Customs and Border Protection (CBP) has told airports it plans to increase its targets for scanning passengers with facial recognition as they leave the U.S., according to an internal airport email obtained by 404 Media. The new goal will be to scan 75 percent of all passengers, the email adds.
The news signals CBP’s increasing focus on biometric, and in particular facial recognition, systems at airports. Although it is unclear if related to the shift in goals, one traveler was also recently told by airline industry staff “CBP said everyone has to do it” when they asked to opt-out of facial recognition while boarding for an international flight last month.
CBP is changing its “biometric air exit goal” at the end of this month, according to the email. Up until now, CBP has been measuring its progress by tracking “flight saturation.” That is, the percentage of flights that had at least one biometrically-processed traveler, the email says. The change in goal fundamentally shifts the metric CBP will use for measuring its progress. Soon, CBP will be tracking “passenger saturation” which is the percentage of biometrically-processed passengers in totality, the email adds.
A CBP spokesperson confirmed the change in strategy in an emailed statement to 404 Media. “Traveler processing rates are a more accurate depiction of progress on implementing biometric exit and offers a more complete picture of how robust biometric exit processing is on a national level. CBP has been messaging the change in goals to stakeholders,” the statement read.
“This is a national, not per airport, goal, and applies to flights departing the U.S.,” the spokesperson added. CBP’s ultimate Congress-mandated goal is 97 percent or greater biometric exit compliance, they added.
Airlines increasingly use facial recognition systems for when travelers board aircraft. Generally, a passenger looks into a camera, the system compares their face to images on file, and confirms if the passenger is who they claim to be.
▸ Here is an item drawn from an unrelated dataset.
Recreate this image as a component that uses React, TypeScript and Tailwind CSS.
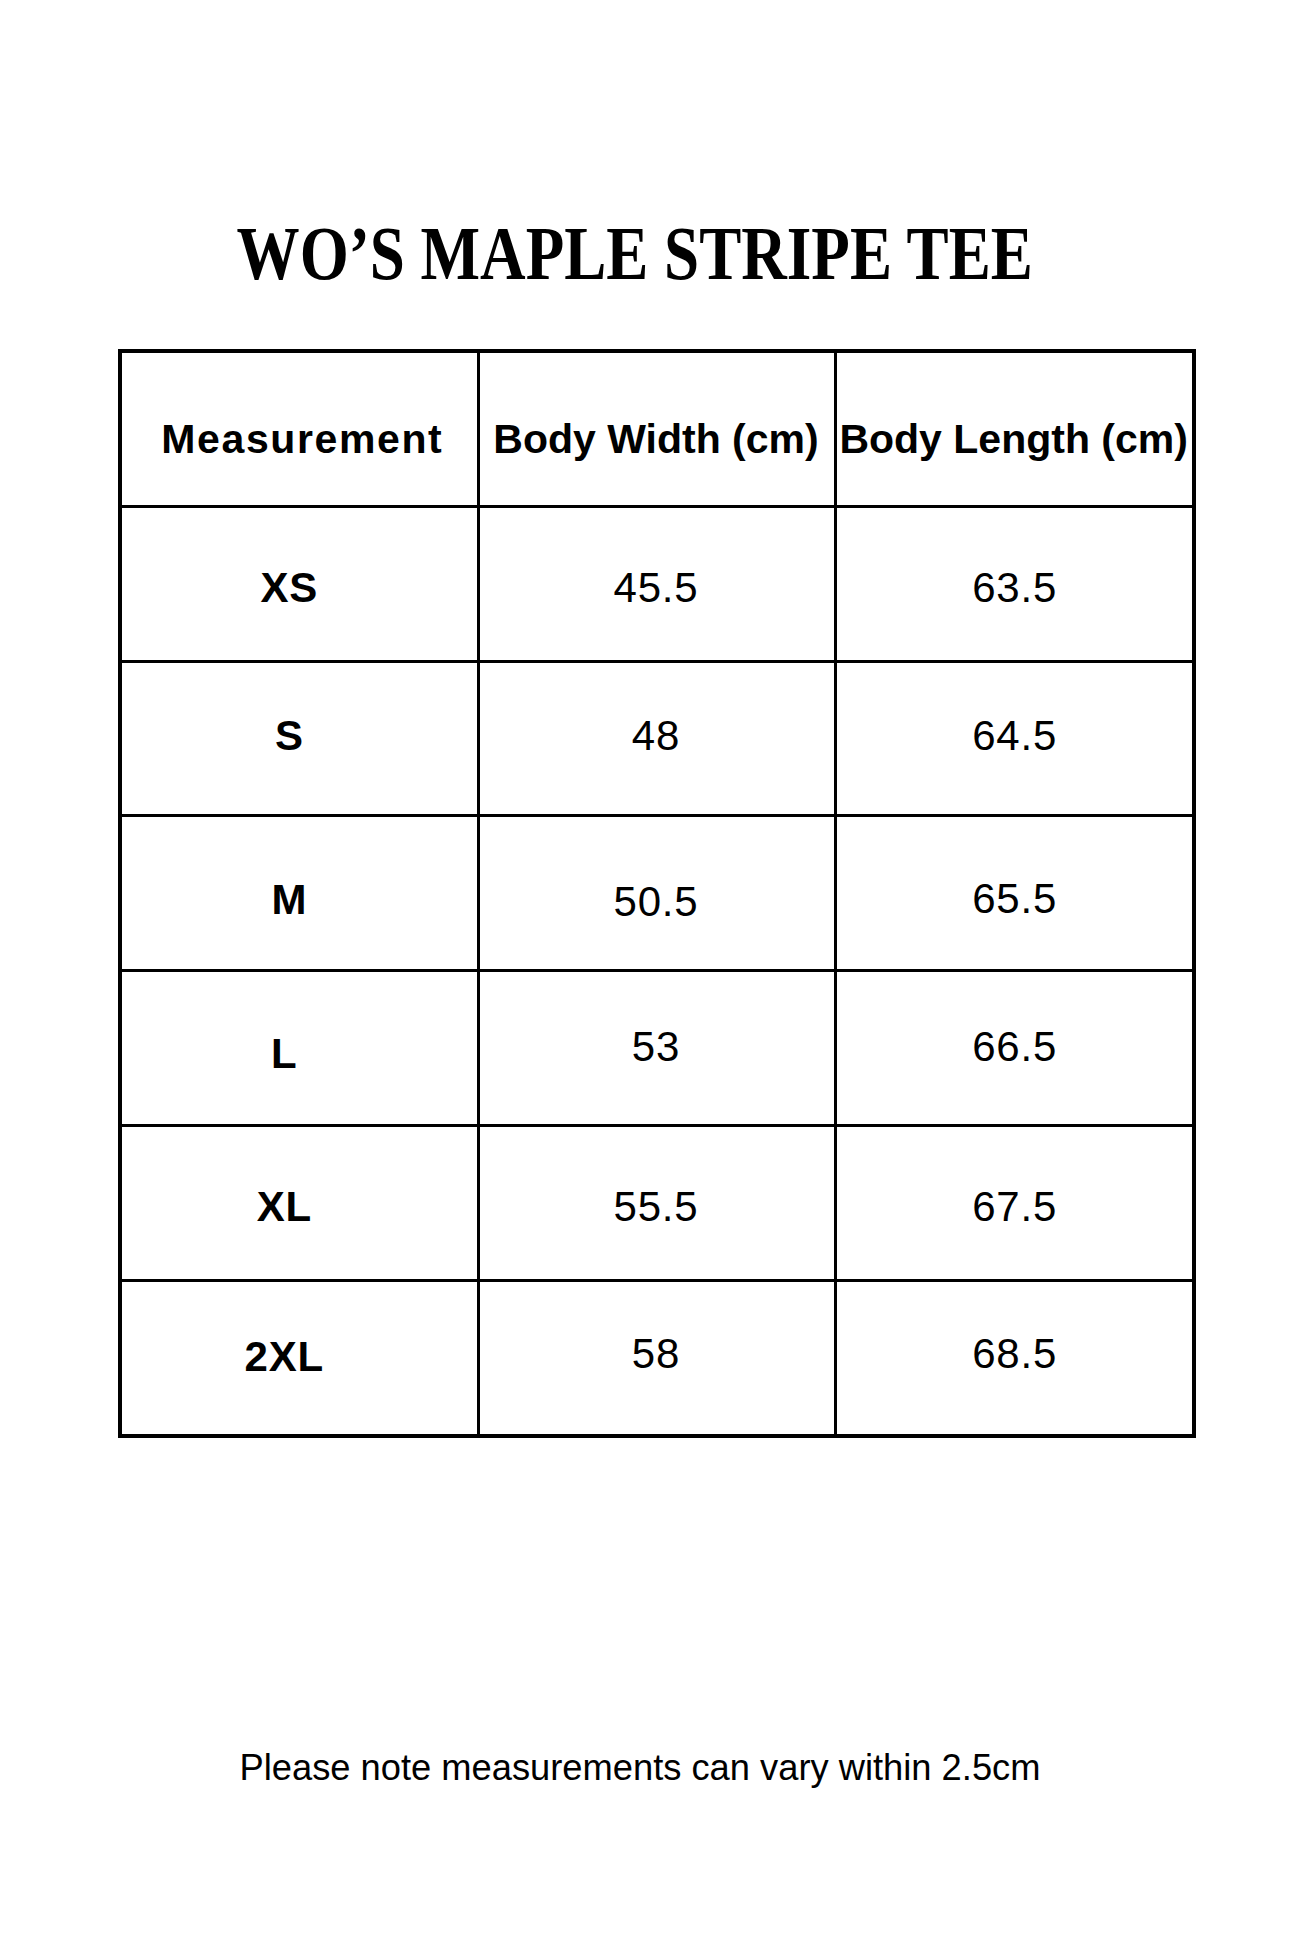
import React from "react";

type Cell = { text: string; bold: boolean; cls: string; tcls?: string };

const sans = "font-['Liberation_Sans',Arial,Helvetica,sans-serif]";

const header: Cell[] = [
  { text: "Measurement", bold: true, cls: "pt-[22px] pl-[6px]", tcls: "tracking-[1.6px]" },
  { text: "Body Width (cm)", bold: true, cls: "pt-[22px] pr-[2px]" },
  { text: "Body Length (cm)", bold: true, cls: "pt-[22px] pr-[2px]" },
];

const rows: Cell[][] = [
  [
    { text: "XS", bold: true, cls: "pt-[8px] pr-[20px]" },
    { text: "45.5", bold: false, cls: "pt-[8px] pr-[2px]" },
    { text: "63.5", bold: false, cls: "pt-[8px]" },
  ],
  [
    { text: "S", bold: true, cls: "pb-[4px] pr-[20px]" },
    { text: "48", bold: false, cls: "pb-[4px] pr-[2px]" },
    { text: "64.5", bold: false, cls: "pb-[4px]" },
  ],
  [
    { text: "M", bold: true, cls: "pt-[14px] pr-[20px]" },
    { text: "50.5", bold: false, cls: "pt-[18px] pr-[2px]" },
    { text: "65.5", bold: false, cls: "pt-[12px]" },
  ],
  [
    { text: "L", bold: true, cls: "pt-[12px] pr-[30px]" },
    { text: "53", bold: false, cls: "pb-[2px] pr-[2px]" },
    { text: "66.5", bold: false, cls: "pb-[2px]" },
  ],
  [
    { text: "XL", bold: true, cls: "pt-[8px] pr-[30px]" },
    { text: "55.5", bold: false, cls: "pt-[8px] pr-[2px]" },
    { text: "67.5", bold: false, cls: "pt-[8px]" },
  ],
  [
    { text: "2XL", bold: true, cls: "pb-[2px] pr-[30px]" },
    { text: "58", bold: false, cls: "pb-[8px] pr-[2px]" },
    { text: "68.5", bold: false, cls: "pb-[8px]" },
  ],
];

function TableCell({ cell, isHeader }: { cell: Cell; isHeader: boolean }) {
  return (
    <div
      className={`bg-white h-[151.8px] flex items-center justify-center ${cell.cls}`}
    >
      <span
        className={`${sans} leading-none whitespace-nowrap text-black ${
          isHeader ? "text-[41px]" : "text-[42px] tracking-[0.8px]"
        } ${cell.bold ? "font-bold" : "font-normal"} ${cell.tcls ?? ""}`}
      >
        {cell.text}
      </span>
    </div>
  );
}

export default function App() {
  return (
    <div className="w-[1296px] h-[1944px] bg-white flex flex-col">
      <div className="pt-[215px] flex justify-center pr-[26px]">
        <h1 className="font-['Liberation_Serif','Times_New_Roman',serif] font-bold text-[76px] leading-none text-black whitespace-nowrap scale-x-[0.83]">
          WO’S MAPLE STRIPE TEE
        </h1>
      </div>

      <div className="mt-[58px] ml-[118px] w-[1078px] bg-black p-[4px] grid grid-cols-3 gap-[3px]">
        {header.map((c, i) => (
          <TableCell key={`h${i}`} cell={c} isHeader={true} />
        ))}
        {rows.map((r, ri) =>
          r.map((c, ci) => (
            <TableCell key={`r${ri}c${ci}`} cell={c} isHeader={false} />
          ))
        )}
      </div>

      <div className="mt-[312px] flex justify-center pr-[16px]">
        <p className={`${sans} text-[36.3px] leading-none text-black whitespace-nowrap`}>
          Please note measurements can vary within 2.5cm
        </p>
      </div>
    </div>
  );
}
A June 2017 CBP document explains its “Biometric Exit Process” for passengers: “All travelers are required to submit to CBP inspection upon exit. Facial images will be matched and then stored for no more than two weeks in secure data systems managed by the U.S. Department of Homeland Security in order to further evaluate the technology, ensure its accuracy, and for auditing purposes. In lieu of facial images, travelers may be asked to present travel documents or other proof of identification, and in some cases provide fingerprints.” That document adds that it could share traveler exit and entry data with other government agencies “if the situation warrants, for law enforcement purposes.”
Whitney Merrill, a privacy attorney, tweeted last month that she encountered a facial recognition system when boarding an international United flight.
“Requested to opt out and the woman said ‘no, CBP said everyone has to do it.’ I was surprised, but I explained nicely that I had a right to opt out and she said ‘ok I’ll tell them it isn’t working,’” Merrill wrote. Merrill told 404 Media this occurred at San Francisco International Airport when boarding a flight to London which connected to Dublin.
It seems likely CBP will meet its goal for biometrically-processing 75 percent of passengers. In 2021 I obtained a cache of documents related to the airline JetBlue’s piloting of facial recognition systems. Already back then, JetBlue said it had seen more than 90 percent of customers participate in biometric boarding when it was available.